### RAW DATA:
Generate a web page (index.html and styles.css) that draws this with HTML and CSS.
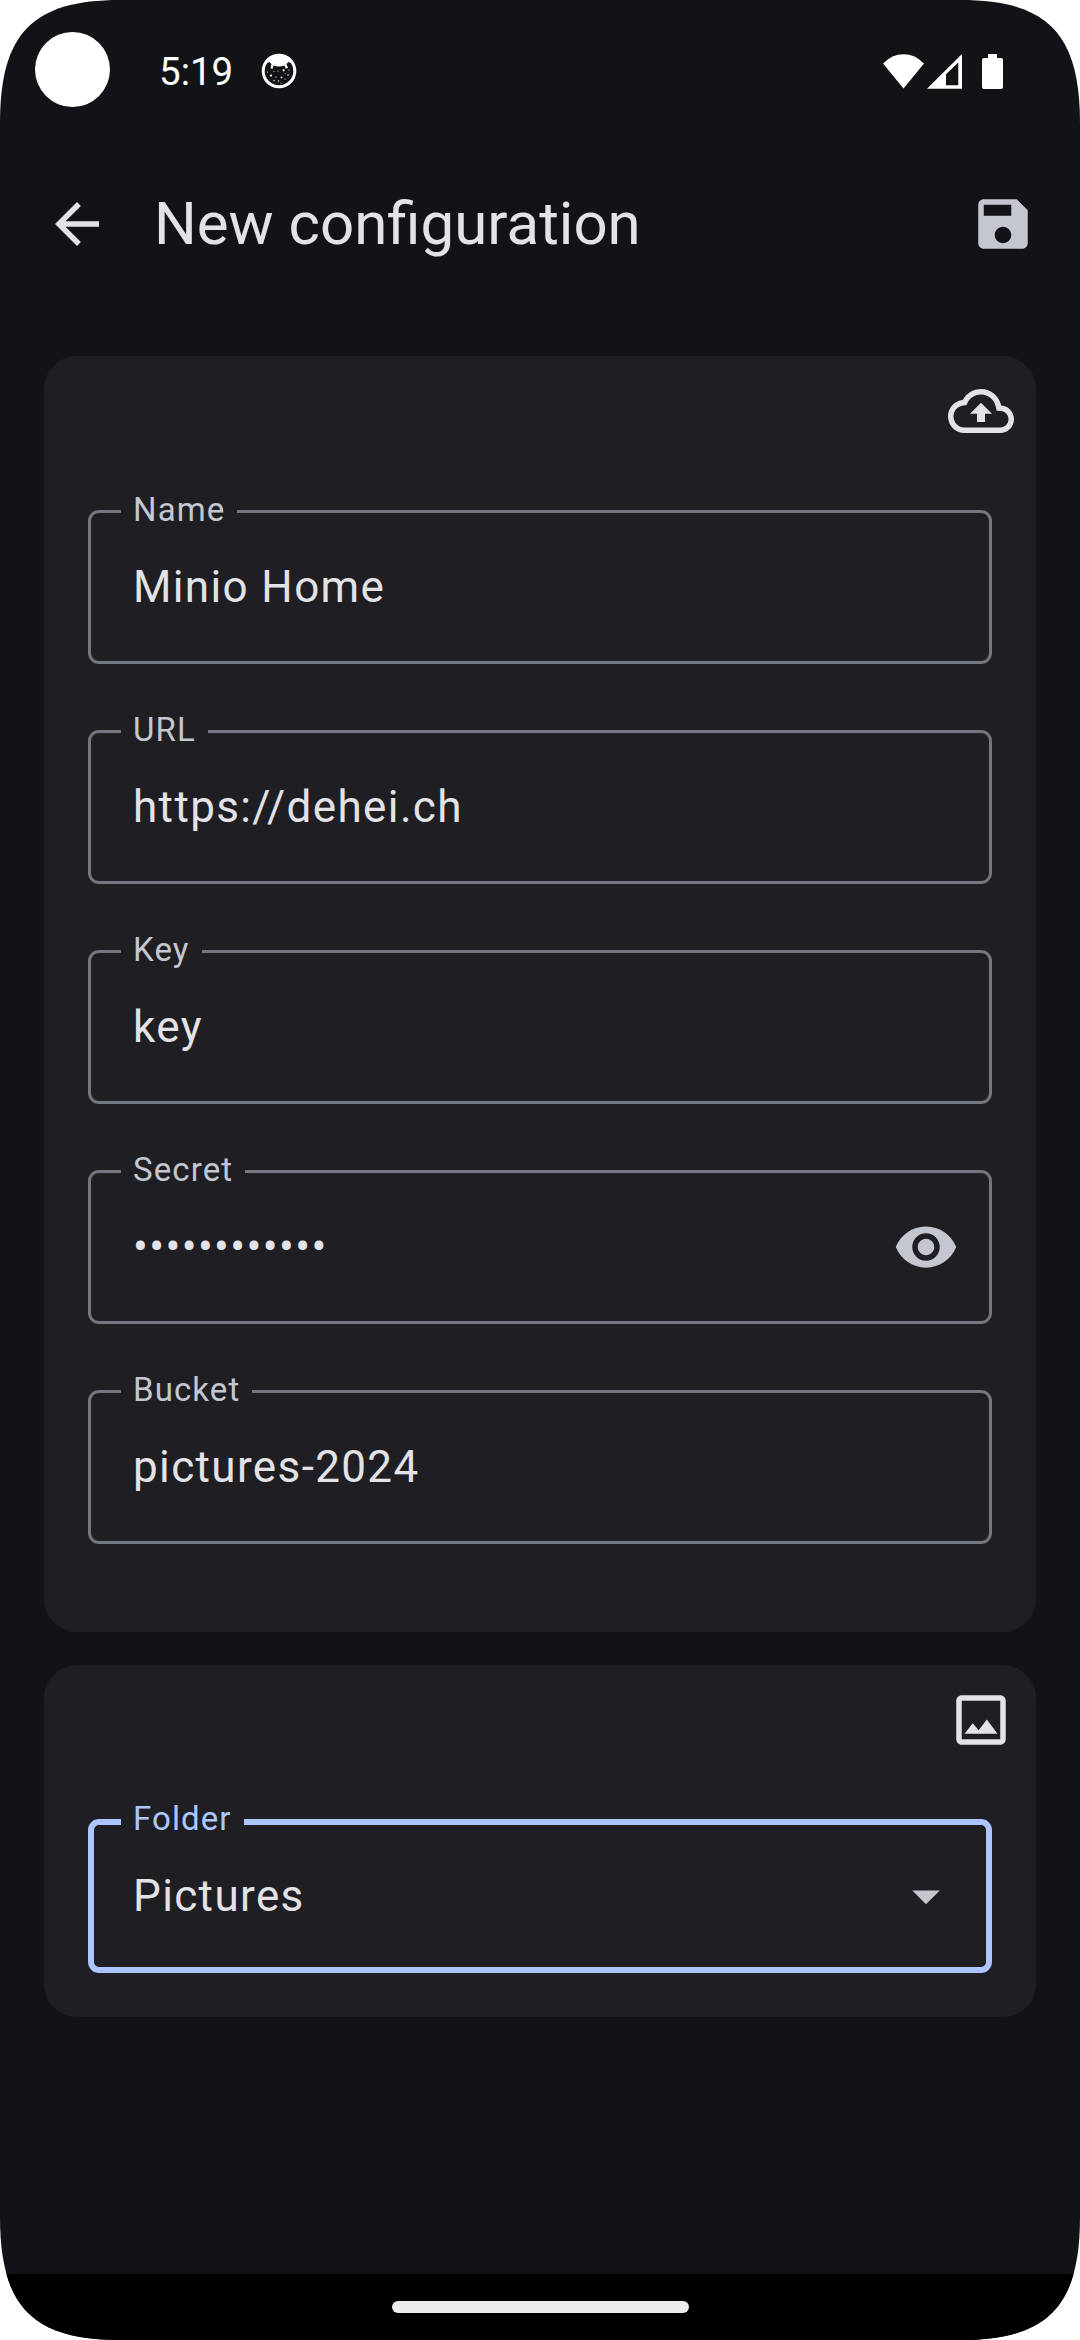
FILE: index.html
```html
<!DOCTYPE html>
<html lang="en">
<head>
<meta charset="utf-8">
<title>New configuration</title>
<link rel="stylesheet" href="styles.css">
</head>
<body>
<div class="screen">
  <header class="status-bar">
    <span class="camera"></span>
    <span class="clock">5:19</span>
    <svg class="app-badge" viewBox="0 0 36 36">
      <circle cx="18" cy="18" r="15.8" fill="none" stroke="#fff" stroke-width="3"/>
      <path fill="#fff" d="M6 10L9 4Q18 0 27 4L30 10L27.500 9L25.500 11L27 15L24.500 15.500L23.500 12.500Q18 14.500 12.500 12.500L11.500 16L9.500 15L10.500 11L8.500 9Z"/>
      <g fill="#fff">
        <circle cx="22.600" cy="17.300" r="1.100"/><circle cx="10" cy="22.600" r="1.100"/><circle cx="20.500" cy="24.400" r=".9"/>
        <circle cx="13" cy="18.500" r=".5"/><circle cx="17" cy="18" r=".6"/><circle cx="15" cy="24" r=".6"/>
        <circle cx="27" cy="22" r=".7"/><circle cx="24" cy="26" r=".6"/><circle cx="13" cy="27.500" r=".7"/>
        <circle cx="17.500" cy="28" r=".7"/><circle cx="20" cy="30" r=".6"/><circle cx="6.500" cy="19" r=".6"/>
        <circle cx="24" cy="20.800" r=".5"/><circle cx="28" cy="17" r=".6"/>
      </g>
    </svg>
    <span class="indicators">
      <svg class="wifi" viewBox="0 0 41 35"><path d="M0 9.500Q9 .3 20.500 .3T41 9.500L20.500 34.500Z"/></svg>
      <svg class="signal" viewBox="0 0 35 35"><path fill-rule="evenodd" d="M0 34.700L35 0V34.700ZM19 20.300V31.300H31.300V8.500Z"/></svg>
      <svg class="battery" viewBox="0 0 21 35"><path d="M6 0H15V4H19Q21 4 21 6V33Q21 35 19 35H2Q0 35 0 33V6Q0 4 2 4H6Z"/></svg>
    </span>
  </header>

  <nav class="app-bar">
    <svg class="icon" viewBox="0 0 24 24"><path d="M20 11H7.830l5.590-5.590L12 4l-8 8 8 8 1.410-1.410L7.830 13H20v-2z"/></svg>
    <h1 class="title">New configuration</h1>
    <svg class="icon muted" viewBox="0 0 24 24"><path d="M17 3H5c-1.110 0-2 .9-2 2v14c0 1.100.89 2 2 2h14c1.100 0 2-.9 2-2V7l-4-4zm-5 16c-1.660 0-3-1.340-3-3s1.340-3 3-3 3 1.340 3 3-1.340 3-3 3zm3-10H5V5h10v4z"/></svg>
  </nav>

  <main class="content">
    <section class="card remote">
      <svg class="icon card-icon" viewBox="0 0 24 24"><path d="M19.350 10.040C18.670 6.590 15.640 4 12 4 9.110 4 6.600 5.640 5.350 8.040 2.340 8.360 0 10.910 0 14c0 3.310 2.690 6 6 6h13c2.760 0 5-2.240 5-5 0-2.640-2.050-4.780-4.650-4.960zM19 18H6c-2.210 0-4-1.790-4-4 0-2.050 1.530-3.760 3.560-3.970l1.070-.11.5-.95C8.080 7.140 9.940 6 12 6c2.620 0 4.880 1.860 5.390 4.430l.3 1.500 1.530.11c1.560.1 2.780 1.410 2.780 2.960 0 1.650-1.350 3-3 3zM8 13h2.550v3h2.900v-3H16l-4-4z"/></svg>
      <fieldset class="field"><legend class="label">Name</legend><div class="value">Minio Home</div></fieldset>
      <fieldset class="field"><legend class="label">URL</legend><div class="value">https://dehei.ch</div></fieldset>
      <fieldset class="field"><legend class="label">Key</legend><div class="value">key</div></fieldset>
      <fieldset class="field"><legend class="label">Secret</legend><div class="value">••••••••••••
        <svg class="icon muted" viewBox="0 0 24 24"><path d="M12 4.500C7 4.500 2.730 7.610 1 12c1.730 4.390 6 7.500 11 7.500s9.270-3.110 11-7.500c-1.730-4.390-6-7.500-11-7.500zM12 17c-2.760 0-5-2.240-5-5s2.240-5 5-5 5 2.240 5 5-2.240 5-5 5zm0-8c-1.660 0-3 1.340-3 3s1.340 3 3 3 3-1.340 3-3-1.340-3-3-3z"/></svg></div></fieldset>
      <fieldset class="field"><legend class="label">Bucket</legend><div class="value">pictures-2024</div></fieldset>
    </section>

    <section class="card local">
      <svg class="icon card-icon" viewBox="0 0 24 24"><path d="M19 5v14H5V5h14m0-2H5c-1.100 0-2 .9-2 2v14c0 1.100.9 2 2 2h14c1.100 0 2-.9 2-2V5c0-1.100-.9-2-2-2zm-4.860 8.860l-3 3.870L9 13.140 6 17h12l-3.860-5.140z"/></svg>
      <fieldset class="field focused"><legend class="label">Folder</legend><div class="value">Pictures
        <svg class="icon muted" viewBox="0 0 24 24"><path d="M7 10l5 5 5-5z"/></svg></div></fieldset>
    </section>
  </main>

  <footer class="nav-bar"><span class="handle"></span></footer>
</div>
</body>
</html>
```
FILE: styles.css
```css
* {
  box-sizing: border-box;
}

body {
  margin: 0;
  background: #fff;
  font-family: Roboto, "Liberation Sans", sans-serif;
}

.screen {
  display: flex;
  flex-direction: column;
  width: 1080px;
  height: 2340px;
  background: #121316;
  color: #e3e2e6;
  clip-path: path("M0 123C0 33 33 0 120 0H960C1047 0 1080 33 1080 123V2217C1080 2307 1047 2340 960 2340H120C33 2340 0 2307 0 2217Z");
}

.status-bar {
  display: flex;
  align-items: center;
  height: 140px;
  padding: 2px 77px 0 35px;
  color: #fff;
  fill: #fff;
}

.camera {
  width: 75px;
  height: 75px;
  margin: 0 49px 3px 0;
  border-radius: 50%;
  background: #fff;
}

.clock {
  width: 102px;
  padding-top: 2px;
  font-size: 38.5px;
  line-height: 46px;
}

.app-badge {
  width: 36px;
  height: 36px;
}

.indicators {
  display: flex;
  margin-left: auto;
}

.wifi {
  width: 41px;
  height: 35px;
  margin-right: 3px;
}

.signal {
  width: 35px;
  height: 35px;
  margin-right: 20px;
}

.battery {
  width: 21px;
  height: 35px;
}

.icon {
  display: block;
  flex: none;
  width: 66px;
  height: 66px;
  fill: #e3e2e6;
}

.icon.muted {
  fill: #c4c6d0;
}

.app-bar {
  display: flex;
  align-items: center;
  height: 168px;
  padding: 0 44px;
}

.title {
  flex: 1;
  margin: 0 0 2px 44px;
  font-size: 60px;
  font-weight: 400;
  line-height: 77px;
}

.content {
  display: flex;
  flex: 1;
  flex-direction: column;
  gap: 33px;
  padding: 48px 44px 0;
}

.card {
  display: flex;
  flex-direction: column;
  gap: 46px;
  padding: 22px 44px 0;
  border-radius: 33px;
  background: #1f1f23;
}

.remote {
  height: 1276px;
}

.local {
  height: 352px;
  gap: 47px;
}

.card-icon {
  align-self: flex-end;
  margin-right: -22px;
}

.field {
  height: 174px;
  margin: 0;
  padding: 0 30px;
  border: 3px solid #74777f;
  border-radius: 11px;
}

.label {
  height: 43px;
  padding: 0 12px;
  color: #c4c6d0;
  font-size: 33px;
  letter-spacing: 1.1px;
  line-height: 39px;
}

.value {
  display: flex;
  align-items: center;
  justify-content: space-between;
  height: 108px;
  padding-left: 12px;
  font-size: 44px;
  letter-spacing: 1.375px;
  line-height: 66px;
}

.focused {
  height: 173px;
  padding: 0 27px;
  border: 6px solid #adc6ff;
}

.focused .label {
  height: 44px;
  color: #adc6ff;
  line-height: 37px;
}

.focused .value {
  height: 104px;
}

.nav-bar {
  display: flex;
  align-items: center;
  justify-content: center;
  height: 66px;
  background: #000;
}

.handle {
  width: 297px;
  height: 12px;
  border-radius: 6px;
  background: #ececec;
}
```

### STATED PROBLEM:
Using the listing above, show every line that includes the string "styles".

### EXERCISE SOLUTION:
Generate a web page (index.html and styles.css) that draws this with HTML and CSS.
<link rel="stylesheet" href="styles.css">
FILE: styles.css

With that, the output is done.